Sunday, October 27, 2024

Galaxy of Terror (1981)

The spaceship Remus, belonging to a planetary culture ruled by someone going by the fortunately not copyrightable moniker of The Master, crashes down on a rather dangerous and mysterious planet.

The Master sends a second ship, the Quest, after it. The Quest is predominantly populated by character actors like Edward Albert, Erin Moran, Robert Englund, Grace Zabriskie, Ray Walston and Sid Haig who are perfectly built to turn the sparse hints the script offers about the characters and the world they inhabit into something that feels plausible and alive. Arriving at the planet, the Quest also crashes, and will need some repairs to fly out again.

At least the Remus is comparatively close by, so it doesn’t take long for our protagonists to stumble upon what’s left of its crew – dead bodies, killed under mysterious and obviously violent circumstances. There are some crew members missing, however, so there still may be survivors, somewhere. Perhaps they have made their way to the gigantic, creepy black pyramid looming on the horizon?

Before anyone from the Quest can start making their way there, as well, the newcomers begin suffering from the same troubles that must have killed the Remus’s crew – tempers begin to flare, moods darken, and whenever somebody is alone, they are killed – or worse – by a different monstrosity with the curious ability to disappear before anyone else can see it.

Bruce D. Clark’s Galaxy of Terror – produced by Corman’s New World Pictures - is typically considered as being on of the Alien rip-offs. Some of that sweet sweet, Corman money has certainly flown into the film because of that, but the Alien influence is mostly visible in the grubbiness of the tech, the very non-Star Trek (or Wars) characters, and the spirit of some of the production design (among others by James Cameron, who’d put that particular experience to good use a couple of years later when he made an actual Alien sequel). Much larger in feel and form loom Bava’s Planet of the Vampires – one of the core texts in science fiction horror on screen – and of course Forbidden Planet.

In fact, much of the film plays out like a less polite, more brutal and sexed/sleazed up version of the latter film, with added elements of a post-hippie interpretation of A.E. Van Vogt-style SF weirdness. Which works out very nicely indeed for the film thanks to its spirited, imaginative space gothic meets working class production design and practical monster effects that mix puppets, a bit of stop motion and whatever else was to hand in ways to make any monster kid happy.

Obviously, going by contemporary tastes, I could rather have done without the rape by giant worm scene (that makes a thing explicit many another horror movie prefers to keep implicit or plain metaphorical for a reason) – particularly since Clark films it very much as a scene we (as in the imagined all-male heterosexual audience) are supposed to be turned on by instead of squicked out. Which isn’t just unpleasant but based on very weird assumptions about male sexuality.
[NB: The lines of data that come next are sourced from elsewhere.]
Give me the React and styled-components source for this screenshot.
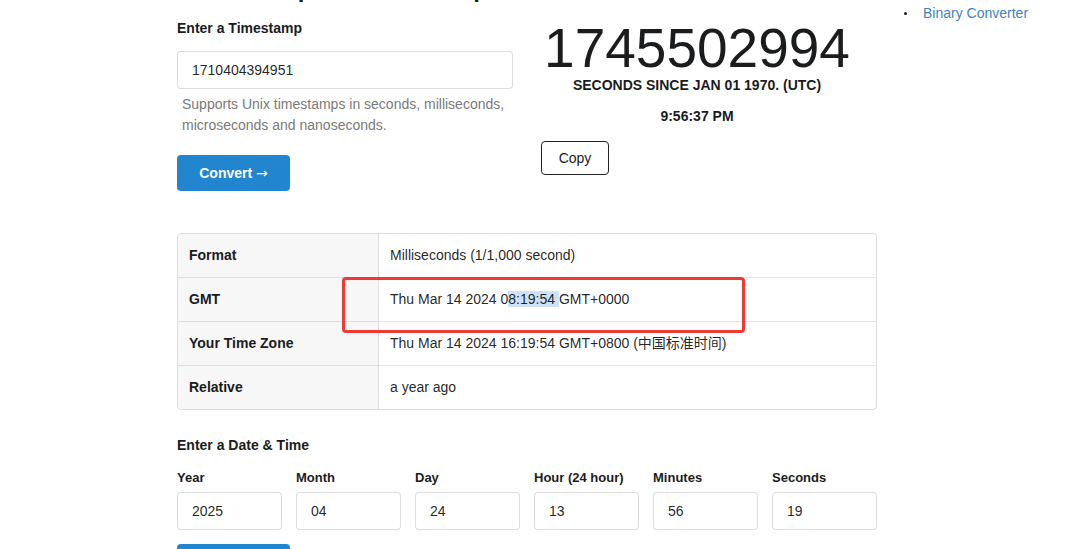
import React from "react";
import styled, { createGlobalStyle } from "styled-components";

const Global = createGlobalStyle`
  html, body { margin: 0; padding: 0; background: #fff; }
  body {
    font-family: "Liberation Sans", Arial, "Noto Sans CJK SC", sans-serif;
    font-size: 14px;
    color: rgba(0, 0, 0, 0.87);
    overflow: hidden;
  }
  * { box-sizing: border-box; }
`;

const Page = styled.div`
  display: flex;
  align-items: flex-start;
  padding-left: 177px;
  width: 1065px;
  height: 549px;
  overflow: hidden;
`;

const Main = styled.main`
  width: 700px;
  flex: none;
`;

const Title = styled.h1`
  margin: -23px 0 0 46px;
  height: 24px;
  font-size: 24px;
  line-height: 24px;
  font-weight: 700;
  white-space: nowrap;
  color: #1b1c1d;
`;

const Top = styled.div`
  display: grid;
  grid-template-columns: 336px 312px;
  column-gap: 28px;
  margin-top: 17px;
`;

const LeftCol = styled.div`
  display: flex;
  flex-direction: column;
  align-items: flex-start;
`;

const SectionLabel = styled.div`
  font-size: 14px;
  font-weight: 700;
  line-height: 20px;
  color: #1b1c1d;
  margin-top: ${(p) => p.$mt || 0}px;
`;

const TextInput = styled.input`
  display: block;
  width: ${(p) => p.$w || "100%"};
  height: 38px;
  margin-top: ${(p) => p.$mt || 0}px;
  padding: 0 14px 1px;
  border: 1px solid rgba(34, 36, 38, 0.15);
  border-radius: 4px;
  font-family: inherit;
  font-size: 14px;
  color: rgba(0, 0, 0, 0.87);
  background: #fff;
  outline: none;
`;

const Help = styled.p`
  margin: 5px 0 0 5px;
  font-size: 14px;
  line-height: 21px;
  color: #7a7a7a;
`;

const PrimaryButton = styled.button`
  display: block;
  width: 113px;
  height: 36px;
  margin-top: ${(p) => p.$mt || 0}px;
  border: none;
  border-radius: 4px;
  background: #2185d0;
  color: #fff;
  font-family: inherit;
  font-size: 14px;
  font-weight: 700;
  padding: 0;
  cursor: pointer;
`;

const Arrow = styled.span`
  font-family: "DejaVu Sans", sans-serif;
  font-weight: 400;
  font-size: 14px;
`;

const RightCol = styled.div`
  display: flex;
  flex-direction: column;
  align-items: center;
  text-align: center;
`;

const BigNumber = styled.div`
  font-size: 55px;
  line-height: 55px;
  margin-top: 3px;
  color: #1b1c1d;
`;

const Caption = styled.div`
  font-size: 14px;
  font-weight: 700;
  line-height: 20px;
  margin-top: ${(p) => p.$mt || 0}px;
  color: #1b1c1d;
`;

const OutlineButton = styled.button`
  align-self: flex-start;
  margin-top: 15px;
  width: 68px;
  height: 34px;
  border: 1px solid #222;
  border-radius: 4px;
  background: #fff;
  font-family: inherit;
  font-size: 14px;
  color: #1b1c1d;
  padding: 0;
`;

const TableWrap = styled.div`
  position: relative;
  margin-top: 42px;
`;

const Table = styled.table`
  width: 100%;
  border-collapse: separate;
  border-spacing: 0;
  border: 1px solid rgba(34, 36, 38, 0.15);
  border-radius: 4px;
  overflow: hidden;
`;

const Row = styled.tr`
  & + & > td {
    border-top: 1px solid rgba(34, 36, 38, 0.12);
  }
`;

const LabelCell = styled.td`
  width: 201px;
  padding: 12px 11px;
  line-height: 19px;
  font-weight: 700;
  background: #f7f7f7;
  border-right: 1px solid rgba(34, 36, 38, 0.12);
  color: #1b1c1d;
`;

const ValueCell = styled.td`
  padding: 12px 11px;
  line-height: 19px;
  color: rgba(0, 0, 0, 0.87);
`;

const Selected = styled.span`
  background: #cce2fa;
`;

const Highlight = styled.div`
  position: absolute;
  left: 165px;
  top: 44px;
  width: 403px;
  height: 56px;
  border: 3px solid #ee3a34;
  border-radius: 4px;
  pointer-events: none;
`;

const DateGrid = styled.div`
  display: grid;
  grid-template-columns: repeat(6, 105px);
  column-gap: 14px;
  margin-top: 14px;
`;

const Field = styled.div`
  display: flex;
  flex-direction: column;
`;

const FieldLabel = styled.label`
  font-size: 13px;
  font-weight: 700;
  line-height: 18px;
  color: #1b1c1d;
  margin-bottom: 5px;
  white-space: nowrap;
`;

const Sidebar = styled.ul`
  margin: 3px 0 0 13px;
  padding: 0;
  list-style: none;
`;

const SideItem = styled.li`
  display: flex;
  align-items: center;
  padding-left: 14px;
  line-height: 20px;
  font-size: 14px;
  &::before {
    content: "";
    width: 3px;
    height: 3px;
    border-radius: 50%;
    background: #1b1c1d;
    margin-right: 16px;
  }
`;

const SideLink = styled.a`
  color: #4183c4;
  text-decoration: none;
`;

const rows = [
  ["Format", "Milliseconds (1/1,000 second)"],
  ["GMT", null],
  ["Your Time Zone", "Thu Mar 14 2024 16:19:54 GMT+0800 (中国标准时间)"],
  ["Relative", "a year ago"],
];

const fields = [
  ["Year", "2025"],
  ["Month", "04"],
  ["Day", "24"],
  ["Hour (24 hour)", "13"],
  ["Minutes", "56"],
  ["Seconds", "19"],
];

export default function App() {
  return (
    <>
      <Global />
      <Page>
        <Main>
          <Title>Unix Epoch Timestamp</Title>
          <Top>
            <LeftCol>
              <SectionLabel>Enter a Timestamp</SectionLabel>
              <TextInput $mt={13} defaultValue="1710404394951" />
              <Help>
                Supports Unix timestamps in seconds, milliseconds,
                <br />
                microseconds and nanoseconds.
              </Help>
              <PrimaryButton $mt={19}>
                Convert <Arrow>→</Arrow>
              </PrimaryButton>
            </LeftCol>
            <RightCol>
              <BigNumber>1745502994</BigNumber>
              <Caption $mt={-1}>SECONDS SINCE JAN 01 1970. (UTC)</Caption>
              <Caption $mt={11}>9:56:37 PM</Caption>
              <OutlineButton>Copy</OutlineButton>
            </RightCol>
          </Top>

          <TableWrap>
            <Table>
              <tbody>
                {rows.map(([k, v]) => (
                  <Row key={k}>
                    <LabelCell>{k}</LabelCell>
                    <ValueCell>
                      {v ?? (
                        <>
                          Thu Mar 14 2024 0<Selected>8:19:54 </Selected>GMT+0000
                        </>
                      )}
                    </ValueCell>
                  </Row>
                ))}
              </tbody>
            </Table>
            <Highlight />
          </TableWrap>

          <SectionLabel $mt={25}>Enter a Date &amp; Time</SectionLabel>
          <DateGrid>
            {fields.map(([k, v]) => (
              <Field key={k}>
                <FieldLabel>{k}</FieldLabel>
                <TextInput defaultValue={v} />
              </Field>
            ))}
          </DateGrid>
          <PrimaryButton $mt={14}>
            Convert <Arrow>→</Arrow>
          </PrimaryButton>
        </Main>
        <Sidebar>
          <SideItem>
            <SideLink href="#">Binary Converter</SideLink>
          </SideItem>
        </Sidebar>
      </Page>
    </>
  );
}
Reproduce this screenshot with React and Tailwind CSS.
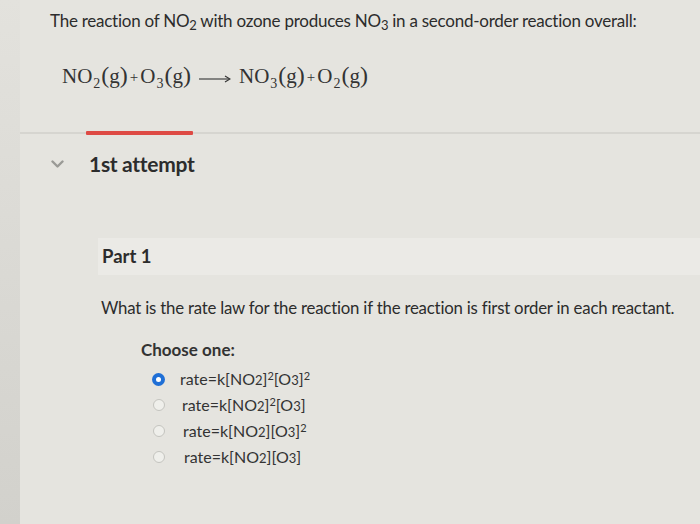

Fortunately, the rest of the monster business is much too good to let that one piece of unpleasantness destroy it, and Galaxy of Terror would be absolutely worthwhile for its effects and production design alone. The latter does also add a fine layer of cosmic dread to proceedings, uniting the promise of science fiction cinema to show us things we’ve never seen before with the (cosmic) horror dictum of showing us things we probably shouldn’t be seeing.